Dans le bus, les cafés et thés sont servis, l'atmosphère est détendue, sept jeunes femmes sont montées, toutes nigérianes. Elles ont dans les vingt ans, peut-être moins. À l'origine de leur départ, presque toujours la misère, puis la rencontre de celui ou de celle qui leur permettra de partir. Prostituées ou non, elles se voient proposer un marché de dupes.

Un pacte fondé sur des rituels animistes, qu'elles appellent « juju », est contracté en présence d'un prêtre vaudou et de celui qui va avancer les frais du voyage. Il prévoit, en plus du silence et d'une totale obéissance, le remboursement d'une somme d'environ 15 000 dollars, représentant les frais du voyage et de toutes les facilités pour émigrer clandestinement (accompagnateurs, faux papiers, transports, hébergement). Arrivées en Europe, elles devront rembourser 40 000 dollars après avoir « changé de mains ». Les conversations se poursuivent à l'intérieur du bus. L'une des jeunes femmes se plaint de fortes douleurs au ventre. Elle sera accompagnée à l'hôpital. Une autre, inquiète pour sa santé, se fait expliquer, récépissé de demande d'asile en main, comment obtenir une consultation dans un hôpital.

Douleurs au ventre

Vers une heure du matin, le bus part en maraude près de la porte de Pantin, où un groupe de jeunes femmes des Balkans seraient présentes la nuit. Après des tours et des détours sur des chemins longeant le canal de l'Ourcq, sans les avoir trouvées, le bus reprend la route du centre de Paris. Demain, il fera escale vers le bois de Vincennes pour tenter une nouvelle fois d'établir un contact avec ces hommes et femmes, dont les riverains souhaitent qu'ils soient partout, pourvu que ce ne soit pas près de chez eux.

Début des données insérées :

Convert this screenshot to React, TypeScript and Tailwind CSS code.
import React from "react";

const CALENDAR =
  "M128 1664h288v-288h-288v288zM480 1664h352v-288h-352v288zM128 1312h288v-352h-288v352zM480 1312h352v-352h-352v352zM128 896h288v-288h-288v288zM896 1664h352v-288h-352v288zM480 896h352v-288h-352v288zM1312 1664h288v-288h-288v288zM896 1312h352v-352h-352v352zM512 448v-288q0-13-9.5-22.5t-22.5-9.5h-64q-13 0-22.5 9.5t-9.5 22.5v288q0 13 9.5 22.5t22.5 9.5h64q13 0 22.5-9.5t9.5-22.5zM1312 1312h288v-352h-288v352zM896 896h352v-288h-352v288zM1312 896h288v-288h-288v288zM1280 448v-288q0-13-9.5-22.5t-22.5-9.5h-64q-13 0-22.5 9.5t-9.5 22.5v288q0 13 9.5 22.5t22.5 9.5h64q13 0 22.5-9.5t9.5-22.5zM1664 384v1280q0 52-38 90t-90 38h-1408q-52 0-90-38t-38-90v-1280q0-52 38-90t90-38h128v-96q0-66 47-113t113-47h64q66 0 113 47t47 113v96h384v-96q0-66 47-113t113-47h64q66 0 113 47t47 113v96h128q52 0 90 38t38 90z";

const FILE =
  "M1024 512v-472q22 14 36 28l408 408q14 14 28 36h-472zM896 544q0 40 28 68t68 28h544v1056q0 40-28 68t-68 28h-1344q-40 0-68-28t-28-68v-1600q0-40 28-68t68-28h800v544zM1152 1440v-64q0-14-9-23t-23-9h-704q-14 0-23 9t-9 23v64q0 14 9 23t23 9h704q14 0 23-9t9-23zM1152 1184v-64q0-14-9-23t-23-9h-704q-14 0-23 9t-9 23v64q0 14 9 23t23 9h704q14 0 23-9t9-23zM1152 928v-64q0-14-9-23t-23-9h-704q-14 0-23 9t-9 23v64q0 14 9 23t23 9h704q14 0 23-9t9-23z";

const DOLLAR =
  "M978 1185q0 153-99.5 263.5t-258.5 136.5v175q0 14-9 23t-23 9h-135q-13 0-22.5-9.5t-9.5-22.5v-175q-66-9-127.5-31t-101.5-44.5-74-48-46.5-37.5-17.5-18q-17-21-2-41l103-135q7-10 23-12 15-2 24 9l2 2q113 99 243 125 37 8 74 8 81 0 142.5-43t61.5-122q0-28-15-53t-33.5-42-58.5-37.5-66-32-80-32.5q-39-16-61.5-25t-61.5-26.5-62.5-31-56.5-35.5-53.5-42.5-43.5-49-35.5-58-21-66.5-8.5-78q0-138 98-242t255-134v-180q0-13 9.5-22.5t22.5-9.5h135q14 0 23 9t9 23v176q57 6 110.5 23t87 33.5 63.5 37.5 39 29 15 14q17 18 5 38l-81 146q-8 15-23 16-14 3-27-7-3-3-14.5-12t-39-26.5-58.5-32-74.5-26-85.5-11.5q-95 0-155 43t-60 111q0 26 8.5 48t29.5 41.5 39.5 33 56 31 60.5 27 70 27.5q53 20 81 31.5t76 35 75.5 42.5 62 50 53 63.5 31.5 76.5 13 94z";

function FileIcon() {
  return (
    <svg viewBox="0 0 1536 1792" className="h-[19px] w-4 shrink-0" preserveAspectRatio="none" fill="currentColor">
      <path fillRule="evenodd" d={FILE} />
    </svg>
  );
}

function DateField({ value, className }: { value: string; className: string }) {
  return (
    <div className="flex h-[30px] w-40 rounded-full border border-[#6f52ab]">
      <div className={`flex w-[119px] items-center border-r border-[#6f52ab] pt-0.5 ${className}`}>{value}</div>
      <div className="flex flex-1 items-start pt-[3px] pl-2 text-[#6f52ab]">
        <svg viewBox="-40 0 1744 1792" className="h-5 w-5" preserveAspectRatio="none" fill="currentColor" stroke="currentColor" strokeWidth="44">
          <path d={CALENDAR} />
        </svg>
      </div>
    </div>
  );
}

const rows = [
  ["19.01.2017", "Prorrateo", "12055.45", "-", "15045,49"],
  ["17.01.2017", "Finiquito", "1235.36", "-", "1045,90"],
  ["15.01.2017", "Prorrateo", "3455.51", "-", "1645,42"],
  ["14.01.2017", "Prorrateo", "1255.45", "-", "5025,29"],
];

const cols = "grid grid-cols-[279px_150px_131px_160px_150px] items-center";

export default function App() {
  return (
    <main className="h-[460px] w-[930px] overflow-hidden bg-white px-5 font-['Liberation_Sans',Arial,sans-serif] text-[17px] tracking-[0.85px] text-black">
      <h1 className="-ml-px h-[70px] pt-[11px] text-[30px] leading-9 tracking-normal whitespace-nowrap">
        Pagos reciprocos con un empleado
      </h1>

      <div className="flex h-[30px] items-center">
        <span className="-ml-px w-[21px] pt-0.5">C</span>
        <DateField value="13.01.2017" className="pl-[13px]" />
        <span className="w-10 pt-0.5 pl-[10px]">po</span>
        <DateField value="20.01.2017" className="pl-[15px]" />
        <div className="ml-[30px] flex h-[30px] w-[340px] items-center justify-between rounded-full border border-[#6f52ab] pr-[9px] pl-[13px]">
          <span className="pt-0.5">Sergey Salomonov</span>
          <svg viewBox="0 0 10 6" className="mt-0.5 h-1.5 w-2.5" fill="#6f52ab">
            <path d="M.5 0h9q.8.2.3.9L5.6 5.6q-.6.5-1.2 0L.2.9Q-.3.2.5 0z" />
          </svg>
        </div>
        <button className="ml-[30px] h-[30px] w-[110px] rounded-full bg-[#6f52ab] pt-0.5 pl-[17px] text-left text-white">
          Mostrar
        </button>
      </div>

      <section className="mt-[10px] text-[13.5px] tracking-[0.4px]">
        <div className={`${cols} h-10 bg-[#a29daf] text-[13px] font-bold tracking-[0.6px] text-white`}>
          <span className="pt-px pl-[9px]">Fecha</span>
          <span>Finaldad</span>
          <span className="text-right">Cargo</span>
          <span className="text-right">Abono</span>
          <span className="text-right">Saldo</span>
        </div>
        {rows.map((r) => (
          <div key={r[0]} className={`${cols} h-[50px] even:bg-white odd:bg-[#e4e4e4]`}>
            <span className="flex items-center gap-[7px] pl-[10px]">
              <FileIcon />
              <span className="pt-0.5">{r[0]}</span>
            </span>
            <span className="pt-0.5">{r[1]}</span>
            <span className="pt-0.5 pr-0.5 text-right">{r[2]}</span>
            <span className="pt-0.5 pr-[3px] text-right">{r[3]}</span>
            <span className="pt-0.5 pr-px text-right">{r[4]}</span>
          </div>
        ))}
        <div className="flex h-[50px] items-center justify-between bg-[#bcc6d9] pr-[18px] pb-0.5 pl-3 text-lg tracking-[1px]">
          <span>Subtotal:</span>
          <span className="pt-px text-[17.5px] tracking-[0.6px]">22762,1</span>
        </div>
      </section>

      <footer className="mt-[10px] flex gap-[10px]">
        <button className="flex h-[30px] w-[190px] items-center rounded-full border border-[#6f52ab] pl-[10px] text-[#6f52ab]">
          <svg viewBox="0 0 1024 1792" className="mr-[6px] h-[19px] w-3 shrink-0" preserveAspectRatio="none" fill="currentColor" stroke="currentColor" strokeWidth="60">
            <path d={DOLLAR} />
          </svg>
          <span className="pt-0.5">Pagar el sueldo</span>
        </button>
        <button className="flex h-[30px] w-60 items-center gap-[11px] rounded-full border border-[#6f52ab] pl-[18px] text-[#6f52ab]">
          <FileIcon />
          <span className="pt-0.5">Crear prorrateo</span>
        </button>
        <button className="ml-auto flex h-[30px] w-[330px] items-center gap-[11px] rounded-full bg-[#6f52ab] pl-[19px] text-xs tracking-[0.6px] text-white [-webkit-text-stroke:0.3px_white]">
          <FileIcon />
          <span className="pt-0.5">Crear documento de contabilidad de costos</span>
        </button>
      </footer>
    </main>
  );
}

1- Ce groupe comprend les associations suivantes : le Bus des femmes, le Pastt (Projet action santé des travestis et transsexuels), le Bus des garçons prostitués de Aides Île-de-France à Paris, Cabiria à Lyon, Autres regards à Marseille, Rubis à Nîmes, Perles à Montpellier.

juridique

EXPULSIONS DE PROSTITUÉES

Vivement critiqué par le monde associatif, l'article 50 de la loi du 18 mars 2003 pour la sécurité intérieure, qui prévoit deux mois d'emprisonnement et 3 750 euros d'amende pour les personnes arrêtées pour racolage, même passif, ne serait dans la pratique que peu appliqué. L'exception notable concernerait les étrangères, dont les titres de séjour ne seraient pas en règle, faisant dès lors l'objet d'arrêtés de reconduite à la frontière. En 2003, 2 400 personnes ont fait l'objet d'une procédure de racolage : 36 % venaient d'Europe de l'Est ou des Balkans, 31 % d'Afrique, 8 % d'Amérique du Sud et des Caraïbes, 5 % du Maghreb, 3 % d'Asie. 6 % seulement étaient françaises.

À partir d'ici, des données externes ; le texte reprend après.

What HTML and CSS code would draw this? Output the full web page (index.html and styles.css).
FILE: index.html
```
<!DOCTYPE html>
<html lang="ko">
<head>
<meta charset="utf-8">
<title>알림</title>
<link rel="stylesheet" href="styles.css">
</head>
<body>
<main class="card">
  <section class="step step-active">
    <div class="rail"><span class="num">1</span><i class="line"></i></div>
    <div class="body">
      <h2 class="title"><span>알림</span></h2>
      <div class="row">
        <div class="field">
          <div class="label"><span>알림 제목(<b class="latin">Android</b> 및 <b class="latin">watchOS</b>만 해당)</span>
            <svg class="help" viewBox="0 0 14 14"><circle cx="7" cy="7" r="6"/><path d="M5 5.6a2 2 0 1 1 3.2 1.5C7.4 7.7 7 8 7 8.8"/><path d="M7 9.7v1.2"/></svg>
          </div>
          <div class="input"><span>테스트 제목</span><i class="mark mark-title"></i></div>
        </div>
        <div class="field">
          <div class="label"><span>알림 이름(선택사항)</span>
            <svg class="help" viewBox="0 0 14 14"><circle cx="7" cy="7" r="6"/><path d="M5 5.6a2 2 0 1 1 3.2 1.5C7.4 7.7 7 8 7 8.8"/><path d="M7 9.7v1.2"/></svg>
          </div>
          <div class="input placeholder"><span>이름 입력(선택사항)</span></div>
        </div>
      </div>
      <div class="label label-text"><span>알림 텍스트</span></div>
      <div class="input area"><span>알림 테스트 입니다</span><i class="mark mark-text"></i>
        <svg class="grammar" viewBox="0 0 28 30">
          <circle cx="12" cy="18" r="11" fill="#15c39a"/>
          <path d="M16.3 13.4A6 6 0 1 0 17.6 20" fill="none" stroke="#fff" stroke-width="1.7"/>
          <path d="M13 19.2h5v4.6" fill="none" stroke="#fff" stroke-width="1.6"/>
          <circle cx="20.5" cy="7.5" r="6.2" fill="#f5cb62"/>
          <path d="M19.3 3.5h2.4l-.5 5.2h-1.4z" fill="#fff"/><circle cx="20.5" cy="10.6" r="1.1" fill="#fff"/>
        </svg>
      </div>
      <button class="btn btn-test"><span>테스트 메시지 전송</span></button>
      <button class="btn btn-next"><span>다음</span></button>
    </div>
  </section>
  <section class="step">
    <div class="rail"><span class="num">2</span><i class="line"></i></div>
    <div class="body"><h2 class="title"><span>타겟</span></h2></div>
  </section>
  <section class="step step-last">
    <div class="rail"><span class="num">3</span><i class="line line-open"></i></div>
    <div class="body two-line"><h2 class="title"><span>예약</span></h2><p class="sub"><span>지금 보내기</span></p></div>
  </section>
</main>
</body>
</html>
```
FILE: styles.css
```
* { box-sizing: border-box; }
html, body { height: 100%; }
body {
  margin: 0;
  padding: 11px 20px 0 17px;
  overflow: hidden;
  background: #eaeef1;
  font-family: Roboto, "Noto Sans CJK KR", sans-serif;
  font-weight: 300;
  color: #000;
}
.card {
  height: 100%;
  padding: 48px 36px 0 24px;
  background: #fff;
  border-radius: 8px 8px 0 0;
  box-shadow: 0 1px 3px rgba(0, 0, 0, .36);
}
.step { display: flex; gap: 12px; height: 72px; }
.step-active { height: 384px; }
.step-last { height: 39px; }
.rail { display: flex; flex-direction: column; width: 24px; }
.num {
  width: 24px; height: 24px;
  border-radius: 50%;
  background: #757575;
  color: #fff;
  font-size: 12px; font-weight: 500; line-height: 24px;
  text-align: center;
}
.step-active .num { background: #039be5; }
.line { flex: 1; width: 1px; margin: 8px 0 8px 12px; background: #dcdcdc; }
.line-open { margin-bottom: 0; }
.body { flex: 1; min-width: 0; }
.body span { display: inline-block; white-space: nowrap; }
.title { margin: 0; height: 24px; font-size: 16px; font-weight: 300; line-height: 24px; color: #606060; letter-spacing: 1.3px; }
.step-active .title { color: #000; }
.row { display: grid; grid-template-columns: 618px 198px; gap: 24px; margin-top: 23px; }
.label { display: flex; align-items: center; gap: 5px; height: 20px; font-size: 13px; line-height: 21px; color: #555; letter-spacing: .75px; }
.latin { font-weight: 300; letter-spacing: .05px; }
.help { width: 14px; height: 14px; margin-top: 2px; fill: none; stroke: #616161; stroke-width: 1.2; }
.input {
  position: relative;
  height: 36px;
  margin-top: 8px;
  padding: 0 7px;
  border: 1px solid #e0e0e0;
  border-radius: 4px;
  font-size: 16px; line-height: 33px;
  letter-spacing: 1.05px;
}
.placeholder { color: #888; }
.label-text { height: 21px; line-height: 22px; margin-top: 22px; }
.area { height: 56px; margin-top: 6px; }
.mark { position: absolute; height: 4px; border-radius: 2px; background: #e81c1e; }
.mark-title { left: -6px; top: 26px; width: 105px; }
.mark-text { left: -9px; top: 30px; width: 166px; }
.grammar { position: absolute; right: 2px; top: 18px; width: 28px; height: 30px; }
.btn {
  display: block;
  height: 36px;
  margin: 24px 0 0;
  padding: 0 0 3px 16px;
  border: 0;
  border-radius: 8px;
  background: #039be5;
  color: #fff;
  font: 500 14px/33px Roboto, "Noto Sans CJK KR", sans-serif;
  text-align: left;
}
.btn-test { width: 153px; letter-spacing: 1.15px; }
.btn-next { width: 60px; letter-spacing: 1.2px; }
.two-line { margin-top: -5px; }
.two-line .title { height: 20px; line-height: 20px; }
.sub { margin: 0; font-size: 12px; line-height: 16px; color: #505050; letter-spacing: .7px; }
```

Alors que les associations spécialisées estiment que 70 % des prostituées sont des « filles des réseaux », seule une centaine ont pu bénéficier d'un titre de séjour et être extraites de ces réseaux. Environ 200 ont été expulsées, sans qu'aucune enquête complémentaire n'ait eu lieu depuis la mise en application de la loi.